The other exception is the B-Ute, a concept based on the Renegade.

The Wagoneer Roadtrip shows off interior luxuries like a custom cooler and toolbox. The Jeep team found it on Craigslist (“It was rust-free,” said Allen), then took it apart and reassembled it with upgrades like disc brakes and a 4.7-liter Hemi V-8. Then they painted it “mintage” green. Stretched five inches from the ’65 original, it comes with a wider track, custom fender-flares and Bottle Green glass. Its off-road capability will be reinforced by monster Dana front and rear axles with lockers, coil-over springs and big 33-inch BF Goodrich mudballs.

Wranglers crawl over Moab like insects and the 52nd Safari will no doubt welcome many, brand-new Wranglers which went on sale early this year.

The Jeep Sandstorm concept is a Wrangler on steroids for sustained, high-speed off-roading in places like Mexico’s Baja desert — which is a long way from Utah. Nevertheless, the long-wheelbase, stripped down Sandstorm (no tailgate, chopped doors, carbon-fiber hood) will get a racer’s cage and beefed-up suspension with up to 18 inches of wheel travel on cartoonish 39.5-inch tires.

Drivers will be strapped in to bucket seats in a stripped-down cockpit.
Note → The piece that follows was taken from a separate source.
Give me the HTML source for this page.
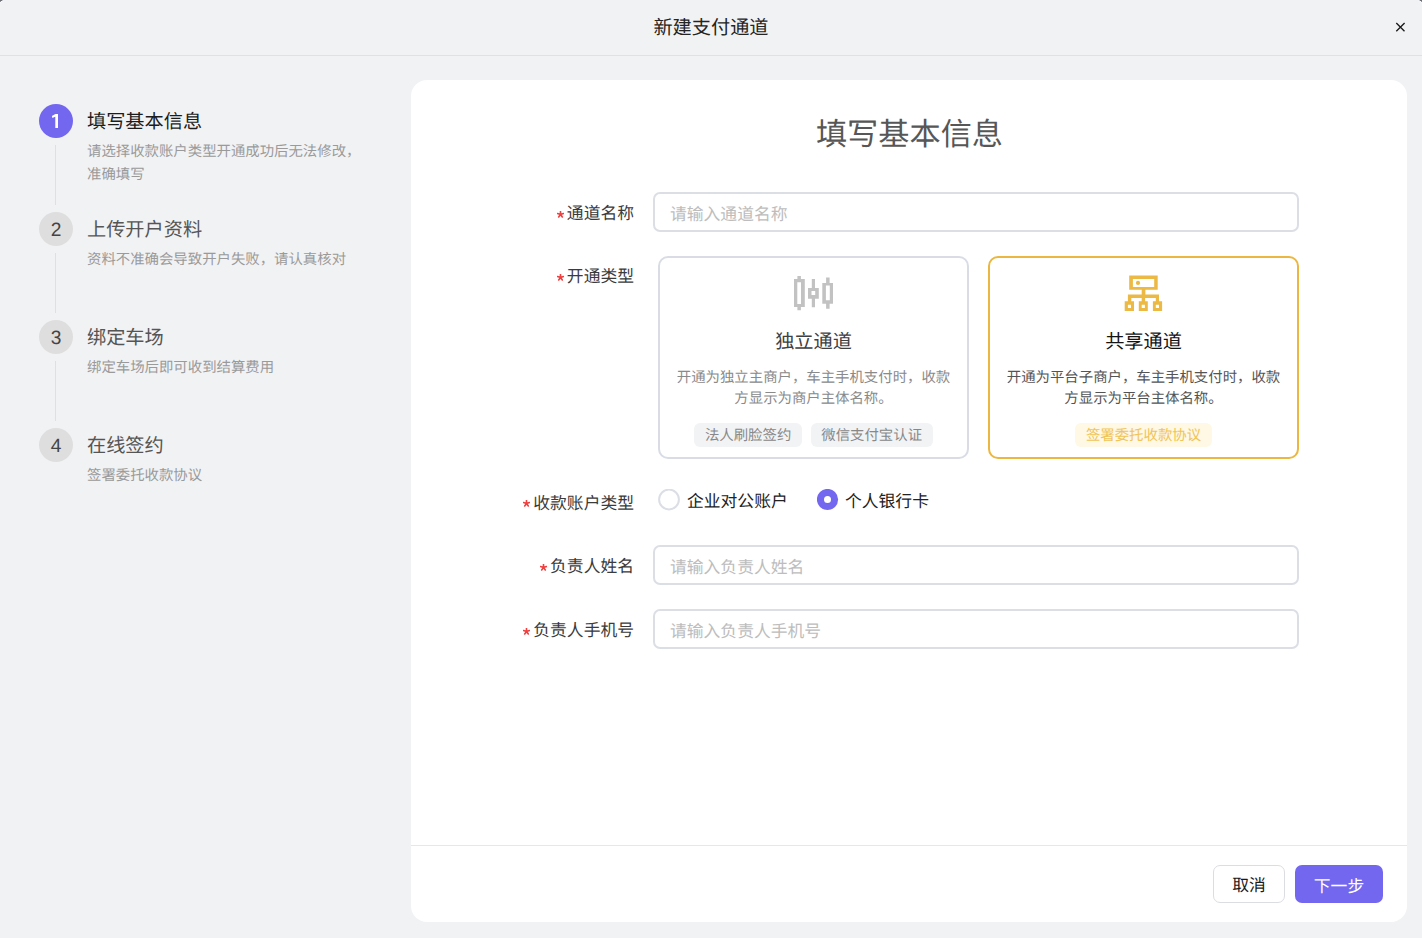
<!DOCTYPE html>
<html lang="zh-CN">
<head>
<meta charset="utf-8">
<style>
*{box-sizing:border-box;margin:0;padding:0}
html,body{width:1422px;height:938px;overflow:hidden}
body{text-rendering:geometricPrecision;background:#f1f2f4;font-family:"Liberation Sans",sans-serif;position:relative;color:#333}
.abs{position:absolute;white-space:nowrap}
.hdr{position:absolute;left:0;top:0;width:1422px;height:56px;border-bottom:1px solid #dfe0e8}
.title{left:0;width:1422px;top:16px;text-align:center;font-size:19.2px;line-height:26px;color:#242424}
.step-c{position:absolute;left:39px;width:34px;height:34px;border-radius:50%;background:#dedede;color:#444;font-size:19.2px;line-height:38px;text-align:center}
.step-c.on{background:#7367f0;color:#fff}
.step-t{position:absolute;left:87px;font-size:19.2px;line-height:26px;color:#555;white-space:nowrap}
.step-t.on{color:#1c1c1c}
.step-d{position:absolute;left:87px;font-size:14.4px;line-height:22.5px;color:#9a9a9a;white-space:nowrap}
.vline{position:absolute;left:55px;width:1px;background:#e0e0e4}
.card{position:absolute;left:411px;top:80px;width:996px;height:842px;background:#fff;border-radius:16px}
.h1{position:absolute;left:411.5px;width:996px;top:113.5px;text-align:center;font-size:31.2px;line-height:42px;color:#575757}
.lbl{position:absolute;right:788px;font-size:16.8px;line-height:27px;color:#3b3b3b;white-space:nowrap}
.lbl .ast{display:inline-block;vertical-align:baseline;margin-right:3px;position:relative;top:-1.5px}
.inp{position:absolute;left:653px;width:646px;height:40px;border:2px solid #dcdee6;border-radius:7px;font-size:16.8px;line-height:41px;padding-left:15px;color:#bdbdbd;white-space:nowrap}
.tc{position:absolute;top:256px;width:311px;height:203px;border:2px solid #d9dce4;border-radius:10px}
.tc.gold{border-color:#ebb741}
.tc-t{position:absolute;left:0;width:100%;top:72px;text-align:center;font-size:19.2px;line-height:26px;color:#404040}
.tc-d{position:absolute;left:16px;right:16px;top:109.5px;text-align:center;font-size:14.4px;line-height:21.6px;color:#8a8a8a}
.tags{position:absolute;left:0;width:100%;top:165px;text-align:center;font-size:0}
.tag{display:inline-block;height:24px;line-height:27px;padding:0 10.5px;border-radius:6px;background:#f2f3f5;color:#888;font-size:14.4px;margin:0 4.5px}
.radio{position:absolute;top:489px;width:21px;height:21px;border-radius:50%;border:2px solid #dcdee6}
.radio.on{background:#7367f0;border-color:#7367f0}
.radio.on::after{content:"";position:absolute;left:6.5px;top:6.5px;width:4px;height:4px;border-radius:50%;background:#fff}
.rtxt{position:absolute;font-size:16.8px;line-height:28px;color:#222;white-space:nowrap}
.divider{position:absolute;left:411px;top:845px;width:996px;height:1px;background:#e6e6ec}
.btn{position:absolute;top:865px;height:38px;border-radius:7px;font-size:16.8px;line-height:40px;text-align:center}
</style>
</head>
<body>
<div class="hdr"></div>
<div class="abs title">新建支付通道</div>
<svg class="abs" style="left:1394px;top:21px" width="12" height="12" viewBox="0 0 12 12"><path d="M2.3 2.1L10.5 10.2M10.6 2.1L2.3 10.2" stroke="#1a1a1a" stroke-width="1.35" fill="none"/></svg>

<!-- steps -->
<div class="step-c on" style="top:104px"></div>
<svg class="abs" style="left:46px;top:108px" width="20" height="26" viewBox="46 108 20 26"><path fill="#fff" d="M55.3 114H58V127.9H55.3Z M51.9 116.1L55.4 113.9L56.2 114.2V116.3L52.4 118.1Z"/></svg>
<div class="step-t on" style="top:110px">填写基本信息</div>
<div class="step-d" style="top:141px">请选择收款账户类型开通成功后无法修改，<br>准确填写</div>
<div class="vline" style="top:145px;height:60px"></div>

<div class="step-c" style="top:212px">2</div>
<div class="step-t" style="top:218px">上传开户资料</div>
<div class="step-d" style="top:249px">资料不准确会导致开户失败，请认真核对</div>
<div class="vline" style="top:253px;height:60px"></div>

<div class="step-c" style="top:320px">3</div>
<div class="step-t" style="top:326px">绑定车场</div>
<div class="step-d" style="top:357px">绑定车场后即可收到结算费用</div>
<div class="vline" style="top:361px;height:60px"></div>

<div class="step-c" style="top:428px">4</div>
<div class="step-t" style="top:434px">在线签约</div>
<div class="step-d" style="top:465px">签署委托收款协议</div>

<!-- card -->
<div class="card"></div>
<div class="h1">填写基本信息</div>

<div class="lbl" style="top:200px"><svg class="ast" width="7" height="7" viewBox="0 0 7 7"><path d="M3.5 3.5L3.50 0.40M3.5 3.5L6.45 2.54M3.5 3.5L5.32 6.01M3.5 3.5L1.68 6.01M3.5 3.5L0.55 2.54" stroke="#ef4040" stroke-width="1.6" stroke-linecap="round"/></svg>通道名称</div>
<div class="inp" style="top:192px">请输入通道名称</div>

<div class="lbl" style="top:263px"><svg class="ast" width="7" height="7" viewBox="0 0 7 7"><path d="M3.5 3.5L3.50 0.40M3.5 3.5L6.45 2.54M3.5 3.5L5.32 6.01M3.5 3.5L1.68 6.01M3.5 3.5L0.55 2.54" stroke="#ef4040" stroke-width="1.6" stroke-linecap="round"/></svg>开通类型</div>
<div class="tc" style="left:658px">
  <div class="tc-t">独立通道</div>
  <div class="tc-d">开通为独立主商户，车主手机支付时，收款方显示为商户主体名称。</div>
  <div class="tags"><span class="tag">法人刷脸签约</span><span class="tag">微信支付宝认证</span></div>
</div>
<div class="tc gold" style="left:988px">
  <div class="tc-t" style="color:#141414">共享通道</div>
  <div class="tc-d" style="color:#545454">开通为平台子商户，车主手机支付时，收款方显示为平台主体名称。</div>
  <div class="tags"><span class="tag" style="background:#fef8e5;color:#f0c457">签署委托收款协议</span></div>
</div>

<div class="lbl" style="top:489.5px"><svg class="ast" width="7" height="7" viewBox="0 0 7 7"><path d="M3.5 3.5L3.50 0.40M3.5 3.5L6.45 2.54M3.5 3.5L5.32 6.01M3.5 3.5L1.68 6.01M3.5 3.5L0.55 2.54" stroke="#ef4040" stroke-width="1.6" stroke-linecap="round"/></svg>收款账户类型</div>
<svg class="abs" style="left:658px;top:489px" width="22" height="22" viewBox="0 0 22 22"><circle cx="11" cy="10.5" r="9.9" fill="#fff" stroke="#dcdee6" stroke-width="2"/></svg>
<div class="rtxt" style="left:687px;top:488px">企业对公账户</div>
<svg class="abs" style="left:817px;top:489px" width="22" height="22" viewBox="0 0 22 22"><circle cx="10.5" cy="10.5" r="10.6" fill="#7367f0"/><circle cx="10.5" cy="10.5" r="3.5" fill="#fff"/></svg>
<div class="rtxt" style="left:845px;top:488px">个人银行卡</div>

<div class="lbl" style="top:553px"><svg class="ast" width="7" height="7" viewBox="0 0 7 7"><path d="M3.5 3.5L3.50 0.40M3.5 3.5L6.45 2.54M3.5 3.5L5.32 6.01M3.5 3.5L1.68 6.01M3.5 3.5L0.55 2.54" stroke="#ef4040" stroke-width="1.6" stroke-linecap="round"/></svg>负责人姓名</div>
<div class="inp" style="top:545px">请输入负责人姓名</div>
<div class="lbl" style="top:617px"><svg class="ast" width="7" height="7" viewBox="0 0 7 7"><path d="M3.5 3.5L3.50 0.40M3.5 3.5L6.45 2.54M3.5 3.5L5.32 6.01M3.5 3.5L1.68 6.01M3.5 3.5L0.55 2.54" stroke="#ef4040" stroke-width="1.6" stroke-linecap="round"/></svg>负责人手机号</div>
<div class="inp" style="top:609px">请输入负责人手机号</div>

<svg class="abs" style="left:790px;top:272px" width="48" height="42" viewBox="0 0 48 42"><path fill="#c2c2c2" fill-rule="evenodd" d="M4 7H14.8V35H4ZM7.3 10.2H11V32.1H7.3ZM7.4 4H10.9V7H7.4ZM7.4 35H10.9V38.3H7.4ZM18 16.1H28.8V26.7H18ZM21.5 19.1H25.2V23H21.5ZM21.8 7.1H25V16.1H21.8ZM21.8 26.7H25V35.2H21.8ZM32.3 10.9H43V31.8H32.3ZM35.9 13.6H39.8V28.2H35.9ZM36.1 5.4H39.6V10.9H36.1ZM36.1 31.8H39.6V36.75H36.1Z"/></svg>
<svg class="abs" style="left:1120px;top:270px" width="48" height="44" viewBox="0 0 48 44"><path fill="#ebb944" fill-rule="evenodd" d="M9.2 5.5H37.7V19.8H9.2ZM12.9 8.9H34.2V16.9H12.9ZM21.7 19.8H25.4V24.4H21.7ZM7.9 24.4H39V28.1H7.9ZM7.9 28.1H11.3V31.3H7.9ZM21.7 28.1H25.1V31.3H21.7ZM35.8 28.1H39V31.3H35.8ZM4.7 31.3H14V40.9H4.7ZM7.9 34.8H11V38H7.9ZM18.8 31.3H27.8V40.9H18.8ZM21.7 34.8H24.9V38H21.7ZM32.9 31.3H42.1V40.9H32.9ZM35.8 34.8H39V38H35.8Z"/><circle cx="18" cy="12.9" r="2.1" fill="#ebb944"/></svg>
<div class="divider"></div>
<div class="btn" style="left:1213px;width:72px;border:1px solid #dcdde3;color:#1a1a1a;background:#fff">取消</div>
<div class="btn" style="left:1295px;width:88px;background:#7367f0;color:#fff;line-height:44px">下一步</div>
<svg class="abs" style="left:0;top:0" width="4" height="3"><rect x="0" y="0" width="1" height="1" fill="#6b6f74"/><rect x="1" y="0" width="1" height="1" fill="#6e7277"/><rect x="2" y="0" width="1" height="1" fill="#c9cbce"/><rect x="0" y="1" width="1" height="1" fill="#8e9195"/><rect x="1" y="1" width="1" height="1" fill="#fafbfc"/><rect x="0" y="2" width="1" height="1" fill="#f7f8fa"/></svg>
<svg class="abs" style="left:1418px;top:0" width="4" height="3"><rect x="3" y="0" width="1" height="1" fill="#6b6f74"/><rect x="2" y="0" width="1" height="1" fill="#6e7277"/><rect x="1" y="0" width="1" height="1" fill="#c9cbce"/><rect x="3" y="1" width="1" height="1" fill="#8e9195"/><rect x="2" y="1" width="1" height="1" fill="#fafbfc"/><rect x="3" y="2" width="1" height="1" fill="#f7f8fa"/></svg>
</body>
</html>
A beefy, 485-horsepower, 6.4-liter V-8 engine provides power.

“I know nothing about high-speed off-roading,” said designer Allen. “This is a great opener, and I’ll learn a lot more in Moab. We can’t wait to throw it around on the rocks.”

With rock-crawling in mind, the Jeep 4SPEED concept goes on a 950-pound diet. Following on the 2011 “Pork Chop” and 2013 “Stitch” concepts, 4SPEED’s bod is shortened 22 inches for better approach and departure angles while maintaining the Wrangler’s stock wheelbase. Also stock will be the 2.0-liter turbo-4 found in the new-gen Jeep. Not stock are massive, 35-inch tires and raised ride-height. The rear seats have also been removed.

Rounding out the Jeep Safari concepts are:

■The Nacho Jeep is so-named for a Nacho yellow paint job that would fit right in at Taco Bell. Nacho gets a see-through “tube door,” cold-air intake for the turbo-4 engine and a winch kit. Bright LED windshield and A-pillar-mounted lights aid nighttime visibility. In the back, a four-color antennae-like LED communicates to followers the trail conditions ahead: stop (red); 1-3 mph (amber); 3-25 mph (green); and a floodlight (white).

■The Renegade-based Jeep B-Ute is armed with a Tigershark 4-banger and bristles with performance parts. Features include unique front and rear fascias, 11/2-inch lift kit, roof rack and Mopar all-weather floor mats. Allen calls the Renegade the “gateway drug to Wrangler.”

■The Jeep Jeepster reaches back to the ’66 Jeepster for its inspiration. The original’s classic, two-tone graphic theme is recreated with a Firecracker Red body and white, chopped hardtop. Rubicon fenders get fog lights that announce huge 37-inch tires. More Firecracker Red trim highlights the interior which also houses the spare tire. The tire-less swing-gate is reserved for storage packs for transporting gear, food and tools. In case you’re in Moab for a while.

■The premium J-Wagon concept is dressed to be at home in rural or urban environs. Starting as a Wrangler Sahara, the J-Wagon is painted gray with tinted glass and features body color-matching bezel trim and upscale Brass Monkey wheels. Posh appointments continue inside with camel-color leather seats and Brass Monkey trim on HVAC vents, door handles and steering wheel.

The concepts’ unique looks are all drawn from Mopar’s parts bin.